Now with his home just a few blocks from the Yellow Springs First Baptist Church, at Dayton and King streets, and with daily office hours, Randolph stands ready to take the local church to the promised land.

“The First Baptist Church is on the move,” he told the congregation at Sunday’s service. “God is opening doors.”

Karen Durgans, who has been a member of the church off and on since she was 14 and consistently for the last 10 years, is looking forward to seeing the church rise again.

“I’m excited to see what God is going to do,” she said after the service. “We’ve grown much closer because of what we’ve been through. There’s a different spirit here as we’ve grown more humble and pliable over the years.”

Indeed the church has faced, and overcome, adversity before. Founded in 1863 by escaped slaves who came to the area as part of the Conway Colony, the congregation raised money for its first house of worship at Xenia Avenue and Whiteman Street by selling “food off their own tables, in addition to the sale of hogs, chicken, corn and the like,” according to church history. When they outgrew that building, they scraped together cash and donated supplies to put up the current structure in the late 1990s, then worked hard to pay off its mortgage within 10 years.

But having relied on an interim pastor for the last seven years, today the congregation has shrunk to just a few dozen worshippers scattered amongst the pews. And it’s aging, with a median parishioner age of about 60 years old, according to Randolph. As a result, the church needs to bring in more young people, children and men to stay vital, he said, in addition to revamping its sound system, setting up a Web presence and identifying a community need the church could help meet. And the historically black church needs to reach out to a broader segment of the population, Randolph added.

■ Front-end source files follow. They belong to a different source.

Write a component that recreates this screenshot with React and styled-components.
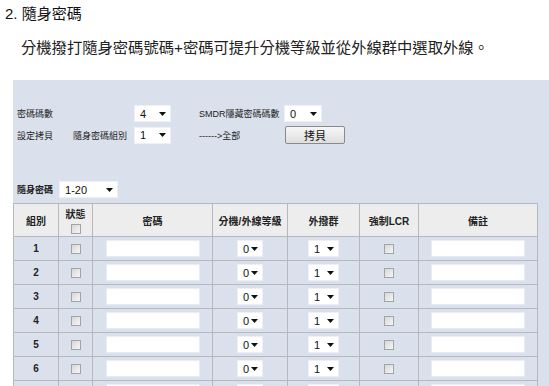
import React from 'react';
import styled, { createGlobalStyle } from 'styled-components';

const Global = createGlobalStyle`
  html, body { margin: 0; padding: 0; background: #fff; overflow: hidden; }
  body { font-family: "Liberation Sans", "Noto Sans CJK TC", sans-serif; color: #222; }
`;

const Page = styled.div`
  width: 549px;
  height: 386px;
  overflow: hidden;
`;

const Title = styled.h2`
  margin: 0;
  padding: 5px 0 0 5px;
  font-size: 15px;
  font-weight: normal;
  line-height: 18px;
  color: #111;
`;

const Desc = styled.p`
  margin: 17px 0 0 21px;
  font-size: 15.3px;
  line-height: 16px;
  color: #222;
  white-space: nowrap;
`;

const Panel = styled.div`
  margin: 24px 0 0 13px;
  width: 560px;
  height: 320px;
  background: #dae1ec;
  padding-top: 25px;
  box-sizing: border-box;
`;

const Settings = styled.div`
  display: grid;
  grid-template-columns: 56px 61px 65px 85px auto;
  row-gap: 4px;
  align-items: center;
  padding-left: 4px;
  font-size: 9px;
  color: #222;
`;

const Label = styled.span`
  grid-column: ${p => p.$span || 'auto'};
  white-space: nowrap;
`;

const SelectBox = styled.div`
  display: inline-flex;
  align-items: center;
  justify-content: space-between;
  width: ${p => p.$w}px;
  height: 17px;
  box-sizing: border-box;
  padding: 0 4px 0 5px;
  background: #fff;
  border: 1px solid #eef0f4;
  font-size: 11px;
  font-weight: normal;
  color: #111;
  vertical-align: middle;
`;

const Caret = () => (
  <svg width="7" height="4" viewBox="0 0 7 4">
    <path d="M0 0h7L3.5 4z" fill="#111" />
  </svg>
);

const Select = ({ w, value }) => (
  <SelectBox $w={w}>
    <span>{value}</span>
    <Caret />
  </SelectBox>
);

const Button = styled.button`
  margin-left: 1px;
  width: 60px;
  height: 18px;
  padding: 0;
  border: 1px solid #8a8a8a;
  border-radius: 2px;
  background: linear-gradient(#f7f7f7, #dedede);
  font-family: "Noto Sans CJK TC", sans-serif;
  font-size: 11px;
  line-height: 14px;
  color: #111;
`;

const GroupBar = styled.div`
  display: flex;
  align-items: center;
  gap: 6px;
  margin-top: 37px;
  padding-left: 4px;
  font-size: 9px;
  font-weight: bold;
  height: 17px;
`;

const Table = styled.table`
  margin-top: 5px;
  width: 524px;
  border-collapse: collapse;
  table-layout: fixed;
`;

const Th = styled.th`
  height: 32px;
  padding: 0;
  background: #ededed;
  border: 1px solid #b5b8bc;
  font-size: 10px;
  font-weight: bold;
  color: #222;
  text-align: center;
  vertical-align: middle;
`;

const Td = styled.td`
  height: 23px;
  padding: 0;
  border: 1px solid #b5b8bc;
  text-align: center;
  vertical-align: middle;
  font-size: 10px;
  font-weight: bold;
  color: #222;
`;

const Check = styled.input.attrs({ type: 'checkbox' })`
  appearance: none;
  display: inline-block;
  margin: 0;
  width: 10px;
  height: 10px;
  border: 1px solid #a3a3a3;
  background: linear-gradient(135deg, #d8d8d8, #f6f6f6);
  vertical-align: middle;
`;

const HeadStack = styled.div`
  display: flex;
  flex-direction: column;
  align-items: center;
  gap: 3px;
`;

const TextInput = styled.input.attrs({ type: 'text' })`
  display: inline-block;
  width: 94px;
  height: 17px;
  box-sizing: border-box;
  margin: 0;
  border: 1px solid #e9edf2;
  background: #fff;
  vertical-align: middle;
`;

const rows = [1, 2, 3, 4, 5, 6, 7];

export default function App() {
  return (
    <Page>
      <Global />
      <Title>2. 隨身密碼</Title>
      <Desc>分機撥打隨身密碼號碼+密碼可提升分機等級並從外線群中選取外線。</Desc>
      <Panel>
        <Settings>
          <Label $span="1 / 3">密碼碼數</Label>
          <Select w={37} value="4" />
          <Label>SMDR隱藏密碼碼數</Label>
          <Select w={38} value="0" />
          <Label>設定拷貝</Label>
          <Label>隨身密碼組別</Label>
          <Select w={37} value="1" />
          <Label>------&gt;全部</Label>
          <div><Button>拷貝</Button></div>
        </Settings>
        <GroupBar>
          <span>隨身密碼</span>
          <Select w={59} value="1-20" />
        </GroupBar>
        <Table>
          <colgroup>
            <col style={{ width: 45 }} />
            <col style={{ width: 34 }} />
            <col style={{ width: 120 }} />
            <col style={{ width: 75 }} />
            <col style={{ width: 72 }} />
            <col style={{ width: 59 }} />
            <col style={{ width: 119 }} />
          </colgroup>
          <thead>
            <tr>
              <Th>組別</Th>
              <Th>
                <HeadStack>
                  <span>狀態</span>
                  <Check />
                </HeadStack>
              </Th>
              <Th>密碼</Th>
              <Th>分機/外線等級</Th>
              <Th>外撥群</Th>
              <Th>強制LCR</Th>
              <Th>備註</Th>
            </tr>
          </thead>
          <tbody>
            {rows.map(n => (
              <tr key={n}>
                <Td>{n}</Td>
                <Td><Check /></Td>
                <Td><TextInput /></Td>
                <Td><Select w={26} value="0" /></Td>
                <Td><Select w={31} value="1" /></Td>
                <Td><Check /></Td>
                <Td><TextInput /></Td>
              </tr>
            ))}
          </tbody>
        </Table>
      </Panel>
    </Page>
  );
}
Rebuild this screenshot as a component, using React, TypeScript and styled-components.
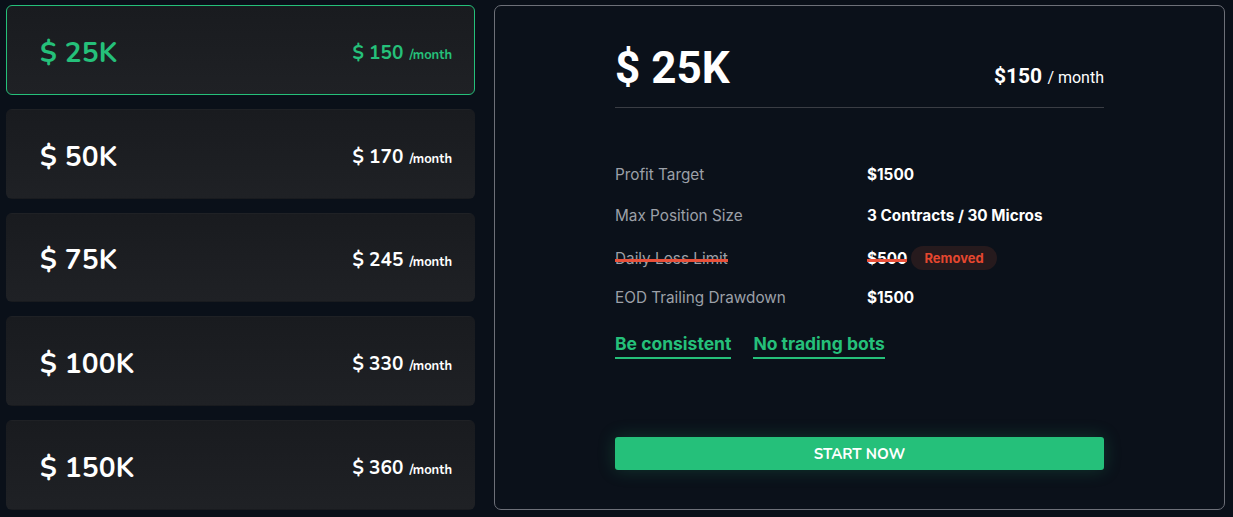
import styled, { createGlobalStyle, css } from 'styled-components'

const GlobalStyle = createGlobalStyle`
  html, body {
    margin: 0;
    padding: 0;
    background: #0a1019;
  }
  * {
    box-sizing: border-box;
  }
`;

const GREEN = '#25c07a';

// --- Layout ---

const Page = styled.div`
  display: flex;
  gap: 19px;
  padding: 5px 8px 7px 6px;
  height: 517px;
  background: #0a1019;
`;

const PlanList = styled.div`
  display: flex;
  flex-direction: column;
  gap: 14px;
  width: 469px;
  padding-top: 0;
`;

const PlanCard = styled.div<{ $active?: boolean }>`
  display: flex;
  align-items: center;
  justify-content: space-between;
  height: 91px;
  padding: 6px 22px 0 33px;
  border-radius: 6px;
  background: linear-gradient(180deg, #191b1f 0%, #1f2125 100%);
  border: 1px solid transparent;
  color: #ffffff;
  font-family: 'Nunito', Lato, 'Open Sans', sans-serif;
  cursor: pointer;

  ${({ $active }) =>
    $active &&
    css`
      border-color: ${GREEN};
      color: ${GREEN};
    `}
`;

const PlanSize = styled.div`
  font-size: 28px;
  font-weight: 700;
  letter-spacing: 0.2px;
`;

const PlanPrice = styled.div`
  font-size: 19px;
  font-weight: 700;

  span {
    font-size: 13px;
    margin-left: 1px;
  }
`;

// --- Detail panel ---

const DetailPanel = styled.div`
  flex: 1;
  height: 505px;
  border: 1px solid #6d7078;
  border-radius: 7px;
  background: #0b111a;
  display: flex;
  justify-content: center;
  padding-top: 36px;
`;

const DetailInner = styled.div`
  width: 489px;
  display: flex;
  flex-direction: column;
`;

const DetailHeader = styled.div`
  display: flex;
  align-items: baseline;
  justify-content: space-between;
  padding-bottom: 13px;
  border-bottom: 1px solid #3a3d44;
  color: #ffffff;
  font-family: 'Liberation Sans Narrow', Roboto, 'Liberation Sans', sans-serif;
`;

const HeaderSize = styled.div`
  font-size: 44px;
  font-weight: 700;
  line-height: 52px;
`;

const HeaderPrice = styled.div`
  font-size: 21px;
  font-weight: 700;

  span {
    font-size: 16px;
    font-weight: 400;
  }
`;

const RuleList = styled.div`
  display: flex;
  flex-direction: column;
  gap: 21px;
  margin-top: 56px;
  font-family: Inter, 'Noto Sans', sans-serif;
  font-size: 15.3px;
`;

const RuleRow = styled.div`
  display: grid;
  grid-template-columns: 252px 1fr;
  align-items: center;
  height: 20px;
`;

const strike = css`
  position: relative;
  &::after {
    content: '';
    position: absolute;
    left: 0;
    right: 0;
    top: 55%;
    height: 3px;
    background: #e8503a;
  }
`;

const RuleLabel = styled.div<{ $removed?: boolean }>`
  color: #9ca0a8;
  justify-self: start;
  ${({ $removed }) => $removed && strike}
`;

const RuleValue = styled.div`
  display: flex;
  align-items: center;
  gap: 4px;
  color: #ffffff;
  font-weight: 700;
`;

const StrikeValue = styled.span`
  ${strike}
`;

const RemovedBadge = styled.span`
  background: #261a1d;
  color: #e5472f;
  font-size: 13px;
  font-weight: 700;
  border-radius: 12px;
  padding: 4px 13px;
`;

const Tags = styled.div`
  display: flex;
  gap: 22px;
  margin-top: 26px;
`;

const Tag = styled.div`
  color: ${GREEN};
  font-family: Inter, 'Noto Sans', sans-serif;
  font-size: 17.5px;
  font-weight: 700;
  padding-bottom: 3px;
  border-bottom: 2px solid ${GREEN};
`;

const StartButton = styled.button`
  margin-top: 78px;
  height: 33px;
  width: 100%;
  border: none;
  border-radius: 3px;
  background: ${GREEN};
  color: #ffffff;
  font-family: 'Nunito', Lato, 'Open Sans', sans-serif;
  font-size: 15px;
  font-weight: 700;
  box-shadow: 0 0 18px rgba(37, 192, 122, 0.22);
  cursor: pointer;
`;

const plans = [
  { size: '25K', price: 150 },
  { size: '50K', price: 170 },
  { size: '75K', price: 245 },
  { size: '100K', price: 330 },
  { size: '150K', price: 360 },
];

function App() {
  const active = plans[0];

  return (
    <>
      <GlobalStyle />
      <Page>
        <PlanList>
          {plans.map((p, i) => (
            <PlanCard key={p.size} $active={i === 0}>
              <PlanSize>$ {p.size}</PlanSize>
              <PlanPrice>
                $ {p.price} <span>/month</span>
              </PlanPrice>
            </PlanCard>
          ))}
        </PlanList>

        <DetailPanel>
          <DetailInner>
            <DetailHeader>
              <HeaderSize>$ {active.size}</HeaderSize>
              <HeaderPrice>
                ${active.price} <span>/ month</span>
              </HeaderPrice>
            </DetailHeader>

            <RuleList>
              <RuleRow>
                <RuleLabel>Profit Target</RuleLabel>
                <RuleValue>$1500</RuleValue>
              </RuleRow>
              <RuleRow>
                <RuleLabel>Max Position Size</RuleLabel>
                <RuleValue>3 Contracts / 30 Micros</RuleValue>
              </RuleRow>
              <RuleRow>
                <RuleLabel $removed>Daily Loss Limit</RuleLabel>
                <RuleValue>
                  <StrikeValue>$500</StrikeValue>
                  <RemovedBadge>Removed</RemovedBadge>
                </RuleValue>
              </RuleRow>
              <RuleRow>
                <RuleLabel>EOD Trailing Drawdown</RuleLabel>
                <RuleValue>$1500</RuleValue>
              </RuleRow>
            </RuleList>

            <Tags>
              <Tag>Be consistent</Tag>
              <Tag>No trading bots</Tag>
            </Tags>

            <StartButton>START NOW</StartButton>
          </DetailInner>
        </DetailPanel>
      </Page>
    </>
  )
}

export default App;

“Being a black church in the heart of a white community, our goal here is to become multiethnic and multi-racial,” Randolph said.

At the same time, there are quite a few opportunities, not the least of which is the church’s rich, 150-year heritage that will be celebrated throughout 2013 with a series of celebrations and community events. Also beginning next year, Sunday services will be broadcast on the Dayton access channel DATV thanks to interest from the station and the donation of video and audio equipment to the church. And there is a strong contingent of 20 or so local children in the Awana program, a youth ministry that meets weekly.

Most importantly, according to Randolph, church leaders and congregants want to see the church revived too, portending a fruitful collaboration.

“Pastor Randolph’s here to work with us and bring other people in,” said Bernice Kirk, the church secretary and a 44-year member of the church. “We need that.”

Randolph, a native of Vallejo, Calif., said he was always a religious person, but only developed a personal relationship with God at age 30, when he received his call to ministry.

“I didn’t want to be an SMO — Sunday Morning Only [parishioner],” Randolph said. “I wanted to be put in the game. That’s when the Lord called me into ministry to preach the gospel.”

So Randolph began studying theology on his own, amassing an impressive collection of religious books (he unpacked 43 boxes of books into his office at the First Baptist Church). He took classes from the Golden Gate Baptist Theological Seminary, and is now finishing his degree from that school with online courses. Randolph’s first pastoral position came in 1991, when he was appointed at the First Baptist Church in Jeffersonville, in Fayette County. A decade earlier, Randolph relocated to Yellow Springs with his wife Florence and five children, all of whom graduated from Yellow Springs High School.

Randolph’s style as a preacher is illustrative, anecdotal and interactive. His voice can go from a commanding boom to a gentle whisper in an instant as he communicates the Gospel in concrete terms to a responsive audience.

“He speaks in a way I can understand,” Kirk, the church secretary, said of Randolph. “And he can bring the scriptures into his sermons.”

Randolph said it’s important to speak in images since the mind thinks in pictures, as well as to update the scriptures for modern times.

“The Ten Commandments were good for those people back then, but it’s 2012,” Randolph said. “So [the question is] how can you translate that to now so that people can live in the glory of God.”

The pulpit at the First Baptist Church isn’t Randolph’s only outlet as a preacher. He has a daily radio show, The Inspiration Vitamin, on a Cedarville Christian radio station and a weekly show on a Columbus Internet hip-hop station aimed at young men. Randolph is the chaplain for the Central State University men’s basketball team. He also works in campus security at Central State, at least until his position at First Baptist Church becomes full time, he said.

Randolph said he is exceptionally busy, but also filled with optimism and excitement about his new position. And even though attendance at last Sunday’s service was sparse, the church added two members on that day, who were welcomed in front of the congregation.

“Ain’t that good news?” Randolph said to congregants as they applauded.

Visitors are welcome at the First Baptist Church. Sunday morning worship service begins at 10:45 a.m.